Hay autores literarios que a cierto tipo de lectores les resultan entrañables, por alguno u otro motivo. Por razones, vaya, que pueden en ocasiones ir mucho más allá de lo estrictamente literario. Sabemos, por ejemplo, que Charles Bukowski ha fascinado por años a muchos lectores jóvenes e inconformes con la sociedad tradicional (y eso que en español tenemos que padecer unas traducciones repletas de caló ibérico que hacen parecer a los personajes del californiano como malandrines del extrarradio madrileño). Más allá de la lectura de su prosa, que puede depararnos relatos muy recomendables, estos entusiastas establecen una relación de fervor casi religioso con el personaje: el desgarbado, cínico, insolente y parrandero Charles. Y por eso hay tantas camisetas con los retratos del sonriente escritor y su nombre recorre las redes sociales, mientras sus libros se venden bien, claro, pero quizá a menor velocidad de la que uno supondría.

En otro sentido, es curioso notar que un tipo muy diferente de lector establece una relación un poco similar con un escritor que nada tiene que ver, como el japonés Haruki Murakami. Los “murakaminos” tienen a ser más bien de mediana edad y, además de disfrutar de las historias con un dejo de fantasmal del nipón, se entusiasman con su personalidad serena y su afición por salir a correr por las mañanas. “Es el escritor ideal de los que decidieron escapar de la depresión y ponerse en forma”, bromeaba hace tiempo un diario estadounidense. Murakami, que es un best seller mundial con ventas de escándalo, sabe del amor de sus lectores y, cada tanto, acepta preguntas de ellos en las redes sociales y las responde, como para darles testimonio de que el aprecio es mutuo.

Otros autores fascinan por lo sórdido de sus vidas. Los cultos por las figuras de poetas de cinco estrellas, como Sylvia Plath o Alejandra Pizarnik, no están exentos del apasionamiento que producen sus trágicas vidas (ambas se las terminaron quitando) y la sensación de que ninguna de las dos recibió, en vida, el reconocimiento que hubiera merecido su talento (quizá por eso es que algunos enamorados del fantasma de Plath repudian tanto la memoria del gran poeta Ted Hughes, su viudo, a quien acusan de haber hecho radicalmente infeliz a la estadounidense e incluso de conducirla al suicidio).
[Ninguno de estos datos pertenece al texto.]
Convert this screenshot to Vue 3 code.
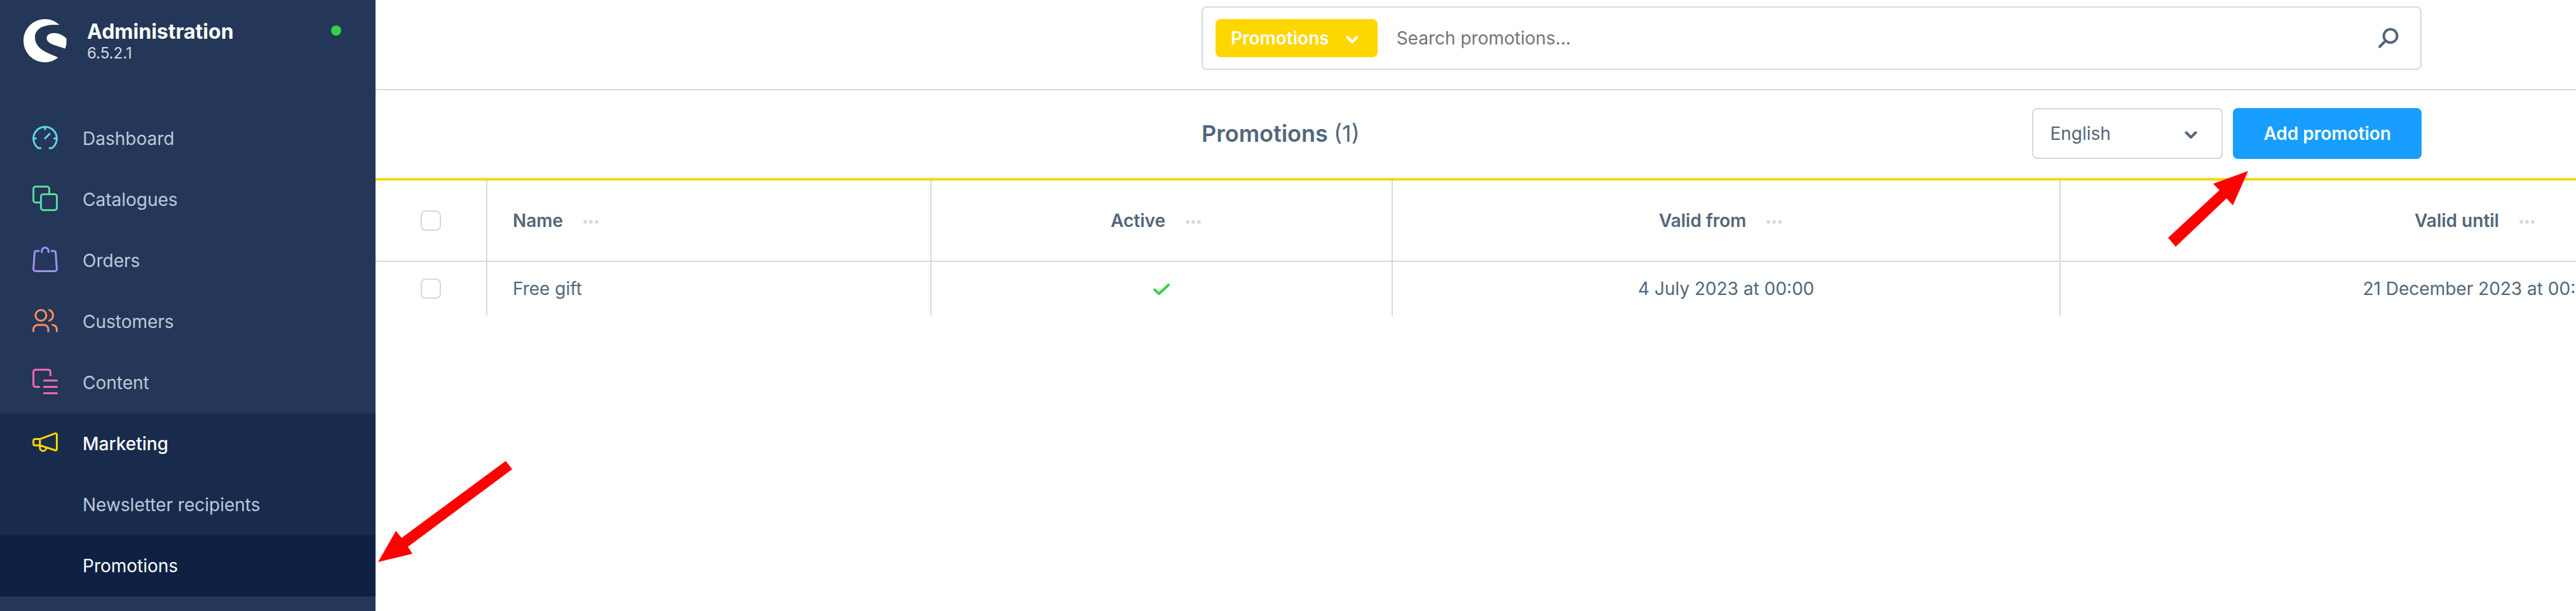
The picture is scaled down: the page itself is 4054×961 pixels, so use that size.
<script setup>
const nav = [
  { id: 'dashboard', label: 'Dashboard' },
  { id: 'catalogues', label: 'Catalogues' },
  { id: 'orders', label: 'Orders' },
  { id: 'customers', label: 'Customers' },
  { id: 'content', label: 'Content' },
]
const columns = [
  { id: 'name', label: 'Name' },
  { id: 'active', label: 'Active' },
  { id: 'from', label: 'Valid from' },
  { id: 'until', label: 'Valid until' },
]
const rows = [
  { name: 'Free gift', from: '4 July 2023 at 00:00', until: '21 December 2023 at 00:00' },
]
</script>

<template>
  <div class="app">
    <aside class="sidebar">
      <header class="brand">
        <svg class="logo" viewBox="0 0 68 68" aria-hidden="true">
          <path fill="#fff" d="M56.500 9.300C50 3 42 0 34 0C15 0 0 15 0 34C0 53 15 68 34 68C42 68 49 65 54.500 60.500C42 54 18 49 18 28.500C18 15 32 7 56.500 9.300Z" />
          <path fill="#fff" d="M67.500 30.500C62 25 55 22 48 22C41 22 36.500 25 36.500 30C36.500 39 50 41 65.500 46.500C67.500 42 68 36 67.500 30.500Z" />
        </svg>
        <div class="brand-text">
          <span class="brand-name">Administration</span>
          <span class="brand-version">6.5.2.1</span>
        </div>
        <span class="status"></span>
      </header>

      <nav class="nav">
        <a v-for="item in nav" :key="item.id" class="nav-item" href="#">
          <svg class="nav-icon" :class="item.id" viewBox="0 0 40 40" aria-hidden="true">
            <template v-if="item.id === 'dashboard'">
              <path d="M13 37H9.500A18.400 18.400 0 1 1 30.500 37H27M20 3.500V7.500M2 21.700H5.500M38 21.700H34.500M20 21.500L27 14.500" />
            </template>
            <template v-else-if="item.id === 'catalogues'">
              <path d="M13 26.500H5A3.400 3.400 0 0 1 1.600 23V5A3.400 3.400 0 0 1 5 1.600H23A3.400 3.400 0 0 1 26.500 5V13" />
              <rect x="13.500" y="13.500" width="25" height="25" rx="3.400" />
            </template>
            <template v-else-if="item.id === 'orders'">
              <path d="M10 6.800H6.500A3 3 0 0 0 3.400 9.500L1.600 35A3.300 3.300 0 0 0 5 38.400H35A3.300 3.300 0 0 0 38.400 35L36.600 9.500A3 3 0 0 0 33.500 6.800H30M14.800 8.500V6.500A5 5 0 0 1 19.500 1.600H20.500A5 5 0 0 1 25.200 6.500V8.500" />
            </template>
            <template v-else-if="item.id === 'customers'">
              <circle cx="13.400" cy="12" r="8.500" />
              <path d="M26.600 3.600A9 9 0 0 1 26.600 20.400M1.600 37V34A7 7 0 0 1 8.500 27H18A7 7 0 0 1 25 34V37M31.500 27A7 7 0 0 1 38.400 34V37" />
            </template>
            <template v-else>
              <path d="M10.500 28.400H5A3.400 3.400 0 0 1 1.600 25V5A3.400 3.400 0 0 1 5 1.600H25A3.400 3.400 0 0 1 28.400 5V10.500M18.500 18.400H38.400M18.500 28.400H38.400M18.500 38.400H38.400" />
            </template>
          </svg>
          <span>{{ item.label }}</span>
        </a>
        <div class="nav-group">
          <a class="nav-item open" href="#">
            <svg class="nav-icon marketing" viewBox="0 0 40 40" aria-hidden="true">
              <path d="M11.800 14.600L36 5.700A1.800 1.800 0 0 1 38.400 7.400V30.600A1.800 1.800 0 0 1 36 32.300L11.800 24.400ZM11.800 14.600H4A2.400 2.400 0 0 0 1.600 17V22A2.400 2.400 0 0 0 4 24.400H11.800M11.800 25V28A5 5 0 0 0 21.800 28.500" />
            </svg>
            <span>Marketing</span>
          </a>
          <a class="nav-item sub" href="#">Newsletter recipients</a>
          <a class="nav-item sub current" href="#">Promotions</a>
        </div>
      </nav>
    </aside>

    <main class="main">
      <header class="topbar band">
        <div class="search">
          <button class="search-type" type="button">
            Promotions
            <svg class="chevron" viewBox="0 0 20 12" aria-hidden="true"><path d="M2.500 2.500L10 10L17.500 2.500" /></svg>
          </button>
          <input class="search-input" type="text" placeholder="Search promotions..." aria-label="Search promotions" />
          <button class="search-go" type="button" aria-label="Search">
            <svg viewBox="0 0 32 32" aria-hidden="true"><circle cx="19" cy="12.500" r="10.500" /><path d="M11.500 20L2 29.500" /></svg>
          </button>
        </div>
      </header>

      <section class="toolbar band">
        <div class="toolbar-inner">
          <h1 class="title">Promotions <span>(1)</span></h1>
          <div class="select-wrap">
            <select class="select" aria-label="Language">
              <option>English</option>
            </select>
            <svg class="chevron select-chevron" viewBox="0 0 20 12" aria-hidden="true"><path d="M2.500 2.500L10 10L17.500 2.500" /></svg>
          </div>
          <button class="primary" type="button">Add promotion</button>
        </div>
      </section>

      <div class="grid-scroll">
        <table class="grid">
          <colgroup>
            <col class="c-check" />
            <col v-for="c in columns" :key="c.id" :class="'c-' + c.id" />
          </colgroup>
          <thead>
            <tr>
              <th><input class="check" type="checkbox" aria-label="Select all" /></th>
              <th v-for="c in columns" :key="c.id" :class="c.id">
                <span class="th-content">
                  {{ c.label }}
                  <button class="more" type="button" :aria-label="c.label + ' options'">
                    <svg viewBox="0 0 24 6" aria-hidden="true"><circle cx="3" cy="3" r="2.800" /><circle cx="12" cy="3" r="2.800" /><circle cx="21" cy="3" r="2.800" /></svg>
                  </button>
                </span>
              </th>
            </tr>
          </thead>
          <tbody>
            <tr v-for="r in rows" :key="r.name">
              <td><input class="check" type="checkbox" :aria-label="'Select ' + r.name" /></td>
              <td class="name">{{ r.name }}</td>
              <td>
                <svg class="tick" viewBox="0 0 26 18" role="img" aria-label="Active"><path d="M2 9.500L9 16L24 2" /></svg>
              </td>
              <td>{{ r.from }}</td>
              <td>{{ r.until }}</td>
            </tr>
          </tbody>
        </table>
      </div>
    </main>

    <svg class="arrow arrow-menu" viewBox="0 0 212 160" aria-hidden="true">
      <path d="M0 160L28 111L37 122L201 1L211 14L47 136L54 147Z" />
    </svg>
    <svg class="arrow arrow-add" viewBox="0 0 126 120" aria-hidden="true">
      <path d="M126 1L71 21L81 31L0 106L12 120L92 44L102 55Z" />
    </svg>
  </div>
</template>

<style>
body {
  margin: 0;
}
</style>

<style scoped>
.app {
  position: relative;
  display: grid;
  grid-template-columns: 591px minmax(0, 1fr);
  min-height: 100vh;
  overflow: hidden;
  background: #fff;
  color: #52667a;
  font-family: Inter, "Liberation Sans", sans-serif;
  font-size: 28px;
  line-height: 40px;
}
.app * {
  box-sizing: border-box;
}
button,
input,
select {
  margin: 0;
  padding: 0;
  border: 0;
  background: none;
  color: inherit;
  font: inherit;
}
svg {
  display: block;
  flex: none;
}

/* Sidebar */
.sidebar {
  background: #243758;
}
.brand {
  display: flex;
  align-items: flex-start;
  height: 170px;
  padding: 30px 54px 0 37px;
}
.logo {
  width: 68px;
  height: 68px;
}
.brand-text {
  flex: 1;
  margin-left: 32px;
  color: #fff;
}
.brand-name {
  display: block;
  font-size: 32px;
  font-weight: 700;
}
.brand-version {
  display: block;
  color: #d1d9e0;
  font-size: 24px;
  line-height: 28px;
}
.status {
  width: 16px;
  height: 16px;
  margin-top: 10px;
  border-radius: 50%;
  background: #37d046;
}
.nav-item {
  display: flex;
  align-items: center;
  gap: 39px;
  height: 96px;
  padding-left: 51px;
  color: #bec8db;
  text-decoration: none;
}
.nav-icon {
  width: 40px;
  height: 40px;
  margin-bottom: 4px;
  overflow: visible;
}
.nav-icon,
.chevron,
.search-go svg,
.tick {
  fill: none;
  stroke: currentColor;
  stroke-width: 3;
  stroke-linecap: round;
  stroke-linejoin: round;
}
.dashboard { color: #64d4ed; }
.catalogues { color: #57d9a3; }
.orders { color: #a092f0; }
.customers { color: #ff8e64; }
.content { color: #ff68b4; }
.marketing { color: #ffd700; }
.nav-group {
  background: #182b4d;
}
.open {
  color: #fff;
  font-weight: 500;
}
.sub {
  padding-left: 130px;
}
.current {
  background: #0e2143;
  color: #fff;
}

/* Header */
.band {
  display: grid;
  grid-template-columns: minmax(0, 1300fr) minmax(0, 1920px) minmax(0, 243fr);
}
.topbar {
  padding: 10px 0 30px;
  border-bottom: 2px solid #d1d9e0;
}
.search {
  grid-column: 2;
  display: flex;
  align-items: center;
  height: 100px;
  padding: 0 34px 0 20px;
  border: 2px solid #d1d9e0;
  border-radius: 8px;
}
.search-type {
  display: flex;
  align-items: center;
  gap: 26px;
  height: 60px;
  padding: 0 30px 0 24px;
  border-radius: 8px;
  background: #ffd700;
  color: #fff;
  font-weight: 600;
}
.chevron {
  width: 20px;
  height: 12px;
  margin-top: 4px;
  stroke-width: 4;
}
.search-input {
  flex: 1;
  min-width: 0;
  margin-left: 30px;
  outline: 0;
}
.search-input::placeholder {
  color: #757575;
  opacity: 1;
}
.search-go svg {
  width: 32px;
  height: 32px;
  stroke-width: 4;
}
.toolbar {
  padding: 28px 0 30px;
  border-bottom: 4px solid #ffd700;
}
.toolbar-inner {
  grid-column: 2;
  display: flex;
  align-items: center;
  height: 80px;
}
.title {
  flex: 1;
  margin: 0;
  font-size: 36px;
  font-weight: 600;
}
.title span {
  font-weight: 400;
}
.select-wrap {
  position: relative;
  width: 300px;
  height: 80px;
  margin-right: 16px;
}
.select {
  width: 100%;
  height: 100%;
  padding: 0 60px 0 26px;
  border: 2px solid #d1d9e0;
  border-radius: 8px;
  background: #fff;
  appearance: none;
}
.select-chevron {
  position: absolute;
  top: 32px;
  right: 40px;
  pointer-events: none;
}
.primary {
  height: 80px;
  padding: 0 48px;
  border-radius: 8px;
  background: #189eff;
  color: #fff;
  font-weight: 600;
}

/* Data grid */
.grid-scroll {
  overflow: hidden;
}
.grid {
  width: 3975px;
  table-layout: fixed;
  border-collapse: separate;
  border-spacing: 0;
}
.c-check { width: 176px; }
.c-name { width: 699px; }
.c-active { width: 726px; }
.c-from { width: 1051px; }
.c-until { width: 1323px; }
th,
td {
  padding: 0 40px;
  border-right: 2px solid #d1d9e0;
  text-align: center;
}
th {
  height: 128px;
  border-bottom: 2px solid #d1d9e0;
  font-weight: 600;
}
td {
  height: 84px;
}
.name {
  text-align: left;
}
.th-content {
  display: inline-flex;
  align-items: center;
  gap: 32px;
  padding-right: 18px;
}
.more svg {
  width: 24px;
  height: 6px;
  margin-top: 4px;
  fill: #d1d9e0;
}
.check {
  display: block;
  width: 32px;
  height: 32px;
  margin: 0 auto;
  border: 2px solid #d1d9e0;
  border-radius: 8px;
  background: #fff;
  appearance: none;
}
.tick {
  width: 26px;
  height: 18px;
  margin: 2px auto 0;
  color: #37d046;
  stroke-width: 4;
}

/* Callout arrows lying over the page */
.arrow {
  position: absolute;
  fill: #f00;
}
.arrow-menu {
  top: 724px;
  left: 595px;
  width: 212px;
  height: 160px;
}
.arrow-add {
  top: 268px;
  left: 3412px;
  width: 126px;
  height: 120px;
}
</style>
No creo posible hacer una tipología precisa de los “ultras” de estas dos estupendas poetas, aunque ambas han sido reivindicadas por el feminismo y por algunos de quienes frecuentan los llamados estudios de género.

Es decir que, como hemos visto, la identificación es trasversal y puede tocarle a quien sea. Lo que, a su vez, viene a significar que las armas de seducción de la literatura son múltiples y no se acaban al momento de cerrar un libro. Por cierto: no confundamos esto que comentamos con el hecho de que muchos “figurones” del espectáculo aprovechen su carisma y al jalón popular para vender libros.  A lo mejor la cantante de moda es capaz de facturar millones con un librito: jamás será capaz de escribir algo como La campana de cristal.